▶ **Work instructions**
Output every line of the material exactly, omitting images.
== Supplied data ==
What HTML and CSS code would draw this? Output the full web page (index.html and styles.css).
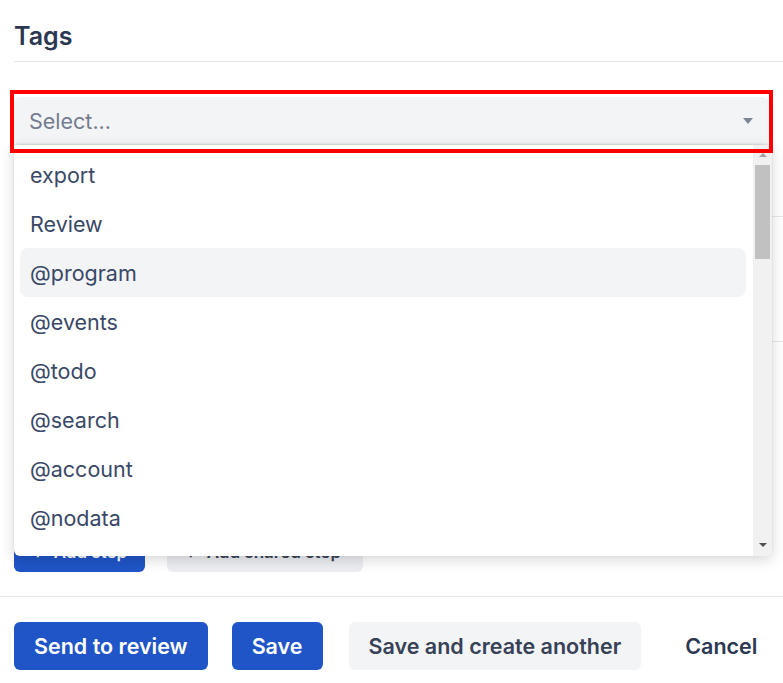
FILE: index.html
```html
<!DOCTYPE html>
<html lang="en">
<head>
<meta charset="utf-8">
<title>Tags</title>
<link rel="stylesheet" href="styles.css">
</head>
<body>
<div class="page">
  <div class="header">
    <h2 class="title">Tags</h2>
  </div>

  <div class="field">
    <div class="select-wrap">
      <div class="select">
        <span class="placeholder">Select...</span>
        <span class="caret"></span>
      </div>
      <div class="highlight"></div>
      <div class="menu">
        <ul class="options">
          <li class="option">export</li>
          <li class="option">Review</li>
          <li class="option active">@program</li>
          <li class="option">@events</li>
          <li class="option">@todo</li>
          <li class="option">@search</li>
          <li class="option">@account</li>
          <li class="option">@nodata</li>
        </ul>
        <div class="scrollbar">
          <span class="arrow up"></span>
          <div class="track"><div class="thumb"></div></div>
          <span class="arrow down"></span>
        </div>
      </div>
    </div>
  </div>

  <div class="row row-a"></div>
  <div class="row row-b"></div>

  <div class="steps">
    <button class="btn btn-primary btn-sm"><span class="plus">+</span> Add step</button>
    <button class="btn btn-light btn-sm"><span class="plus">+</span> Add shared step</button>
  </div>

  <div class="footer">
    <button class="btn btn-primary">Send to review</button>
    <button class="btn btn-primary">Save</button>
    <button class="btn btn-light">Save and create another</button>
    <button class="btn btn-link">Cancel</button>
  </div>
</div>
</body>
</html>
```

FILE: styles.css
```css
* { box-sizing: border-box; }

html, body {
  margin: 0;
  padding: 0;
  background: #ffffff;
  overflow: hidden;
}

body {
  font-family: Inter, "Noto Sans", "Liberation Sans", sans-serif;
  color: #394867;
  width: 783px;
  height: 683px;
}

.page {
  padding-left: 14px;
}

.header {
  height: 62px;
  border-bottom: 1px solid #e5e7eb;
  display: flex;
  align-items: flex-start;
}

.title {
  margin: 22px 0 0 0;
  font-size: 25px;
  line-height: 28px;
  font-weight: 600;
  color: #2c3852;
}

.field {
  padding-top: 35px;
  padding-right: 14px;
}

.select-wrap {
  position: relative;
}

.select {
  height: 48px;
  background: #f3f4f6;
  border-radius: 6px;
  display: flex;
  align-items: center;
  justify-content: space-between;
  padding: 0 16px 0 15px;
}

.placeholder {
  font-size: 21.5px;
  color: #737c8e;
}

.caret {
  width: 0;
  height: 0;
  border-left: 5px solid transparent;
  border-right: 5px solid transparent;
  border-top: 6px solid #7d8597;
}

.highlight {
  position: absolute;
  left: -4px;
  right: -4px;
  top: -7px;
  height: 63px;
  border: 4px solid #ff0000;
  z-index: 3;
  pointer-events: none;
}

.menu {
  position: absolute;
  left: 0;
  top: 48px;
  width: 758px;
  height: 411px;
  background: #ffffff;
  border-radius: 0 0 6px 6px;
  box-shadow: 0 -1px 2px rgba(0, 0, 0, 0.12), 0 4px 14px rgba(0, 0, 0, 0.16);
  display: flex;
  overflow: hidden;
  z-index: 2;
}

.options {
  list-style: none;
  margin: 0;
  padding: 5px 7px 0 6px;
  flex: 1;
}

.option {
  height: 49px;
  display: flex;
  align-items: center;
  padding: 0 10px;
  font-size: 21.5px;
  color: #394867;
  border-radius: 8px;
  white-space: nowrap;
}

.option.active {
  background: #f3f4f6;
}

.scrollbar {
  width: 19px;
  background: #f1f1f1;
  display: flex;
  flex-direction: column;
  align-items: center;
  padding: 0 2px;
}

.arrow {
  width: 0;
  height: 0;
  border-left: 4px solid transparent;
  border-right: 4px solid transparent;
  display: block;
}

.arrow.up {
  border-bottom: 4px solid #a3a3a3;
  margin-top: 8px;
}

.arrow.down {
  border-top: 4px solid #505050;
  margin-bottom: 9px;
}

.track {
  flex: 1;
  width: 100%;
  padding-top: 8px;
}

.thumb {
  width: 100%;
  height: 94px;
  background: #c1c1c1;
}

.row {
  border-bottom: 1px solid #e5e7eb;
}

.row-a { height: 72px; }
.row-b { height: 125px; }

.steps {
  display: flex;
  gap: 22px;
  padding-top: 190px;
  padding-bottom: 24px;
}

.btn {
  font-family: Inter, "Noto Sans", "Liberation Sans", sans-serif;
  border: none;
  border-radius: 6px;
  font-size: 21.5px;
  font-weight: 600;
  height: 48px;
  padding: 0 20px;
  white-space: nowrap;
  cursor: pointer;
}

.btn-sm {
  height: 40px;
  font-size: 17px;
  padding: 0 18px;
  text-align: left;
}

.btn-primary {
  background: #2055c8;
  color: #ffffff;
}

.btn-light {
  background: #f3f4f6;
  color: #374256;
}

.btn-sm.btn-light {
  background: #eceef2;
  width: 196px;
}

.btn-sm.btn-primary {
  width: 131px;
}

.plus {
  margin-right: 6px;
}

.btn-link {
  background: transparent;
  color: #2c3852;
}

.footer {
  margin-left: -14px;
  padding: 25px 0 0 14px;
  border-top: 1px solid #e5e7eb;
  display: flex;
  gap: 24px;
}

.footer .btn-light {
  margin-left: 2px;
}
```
===
▶ **Full solution**
What HTML and CSS code would draw this? Output the full web page (index.html and styles.css).
FILE: index.html
```html
<!DOCTYPE html>
<html lang="en">
<head>
<meta charset="utf-8">
<title>Tags</title>
<link rel="stylesheet" href="styles.css">
</head>
<body>
<div class="page">
  <div class="header">
    <h2 class="title">Tags</h2>
  </div>

  <div class="field">
    <div class="select-wrap">
      <div class="select">
        <span class="placeholder">Select...</span>
        <span class="caret"></span>
      </div>
      <div class="highlight"></div>
      <div class="menu">
        <ul class="options">
          <li class="option">export</li>
          <li class="option">Review</li>
          <li class="option active">@program</li>
          <li class="option">@events</li>
          <li class="option">@todo</li>
          <li class="option">@search</li>
          <li class="option">@account</li>
          <li class="option">@nodata</li>
        </ul>
        <div class="scrollbar">
          <span class="arrow up"></span>
          <div class="track"><div class="thumb"></div></div>
          <span class="arrow down"></span>
        </div>
      </div>
    </div>
  </div>

  <div class="row row-a"></div>
  <div class="row row-b"></div>

  <div class="steps">
    <button class="btn btn-primary btn-sm"><span class="plus">+</span> Add step</button>
    <button class="btn btn-light btn-sm"><span class="plus">+</span> Add shared step</button>
  </div>

  <div class="footer">
    <button class="btn btn-primary">Send to review</button>
    <button class="btn btn-primary">Save</button>
    <button class="btn btn-light">Save and create another</button>
    <button class="btn btn-link">Cancel</button>
  </div>
</div>
</body>
</html>
```

FILE: styles.css
```css
* { box-sizing: border-box; }

html, body {
  margin: 0;
  padding: 0;
  background: #ffffff;
  overflow: hidden;
}

body {
  font-family: Inter, "Noto Sans", "Liberation Sans", sans-serif;
  color: #394867;
  width: 783px;
  height: 683px;
}

.page {
  padding-left: 14px;
}

.header {
  height: 62px;
  border-bottom: 1px solid #e5e7eb;
  display: flex;
  align-items: flex-start;
}

.title {
  margin: 22px 0 0 0;
  font-size: 25px;
  line-height: 28px;
  font-weight: 600;
  color: #2c3852;
}

.field {
  padding-top: 35px;
  padding-right: 14px;
}

.select-wrap {
  position: relative;
}

.select {
  height: 48px;
  background: #f3f4f6;
  border-radius: 6px;
  display: flex;
  align-items: center;
  justify-content: space-between;
  padding: 0 16px 0 15px;
}

.placeholder {
  font-size: 21.5px;
  color: #737c8e;
}

.caret {
  width: 0;
  height: 0;
  border-left: 5px solid transparent;
  border-right: 5px solid transparent;
  border-top: 6px solid #7d8597;
}

.highlight {
  position: absolute;
  left: -4px;
  right: -4px;
  top: -7px;
  height: 63px;
  border: 4px solid #ff0000;
  z-index: 3;
  pointer-events: none;
}

.menu {
  position: absolute;
  left: 0;
  top: 48px;
  width: 758px;
  height: 411px;
  background: #ffffff;
  border-radius: 0 0 6px 6px;
  box-shadow: 0 -1px 2px rgba(0, 0, 0, 0.12), 0 4px 14px rgba(0, 0, 0, 0.16);
  display: flex;
  overflow: hidden;
  z-index: 2;
}

.options {
  list-style: none;
  margin: 0;
  padding: 5px 7px 0 6px;
  flex: 1;
}

.option {
  height: 49px;
  display: flex;
  align-items: center;
  padding: 0 10px;
  font-size: 21.5px;
  color: #394867;
  border-radius: 8px;
  white-space: nowrap;
}

.option.active {
  background: #f3f4f6;
}

.scrollbar {
  width: 19px;
  background: #f1f1f1;
  display: flex;
  flex-direction: column;
  align-items: center;
  padding: 0 2px;
}

.arrow {
  width: 0;
  height: 0;
  border-left: 4px solid transparent;
  border-right: 4px solid transparent;
  display: block;
}

.arrow.up {
  border-bottom: 4px solid #a3a3a3;
  margin-top: 8px;
}

.arrow.down {
  border-top: 4px solid #505050;
  margin-bottom: 9px;
}

.track {
  flex: 1;
  width: 100%;
  padding-top: 8px;
}

.thumb {
  width: 100%;
  height: 94px;
  background: #c1c1c1;
}

.row {
  border-bottom: 1px solid #e5e7eb;
}

.row-a { height: 72px; }
.row-b { height: 125px; }

.steps {
  display: flex;
  gap: 22px;
  padding-top: 190px;
  padding-bottom: 24px;
}

.btn {
  font-family: Inter, "Noto Sans", "Liberation Sans", sans-serif;
  border: none;
  border-radius: 6px;
  font-size: 21.5px;
  font-weight: 600;
  height: 48px;
  padding: 0 20px;
  white-space: nowrap;
  cursor: pointer;
}

.btn-sm {
  height: 40px;
  font-size: 17px;
  padding: 0 18px;
  text-align: left;
}

.btn-primary {
  background: #2055c8;
  color: #ffffff;
}

.btn-light {
  background: #f3f4f6;
  color: #374256;
}

.btn-sm.btn-light {
  background: #eceef2;
  width: 196px;
}

.btn-sm.btn-primary {
  width: 131px;
}

.plus {
  margin-right: 6px;
}

.btn-link {
  background: transparent;
  color: #2c3852;
}

.footer {
  margin-left: -14px;
  padding: 25px 0 0 14px;
  border-top: 1px solid #e5e7eb;
  display: flex;
  gap: 24px;
}

.footer .btn-light {
  margin-left: 2px;
}
```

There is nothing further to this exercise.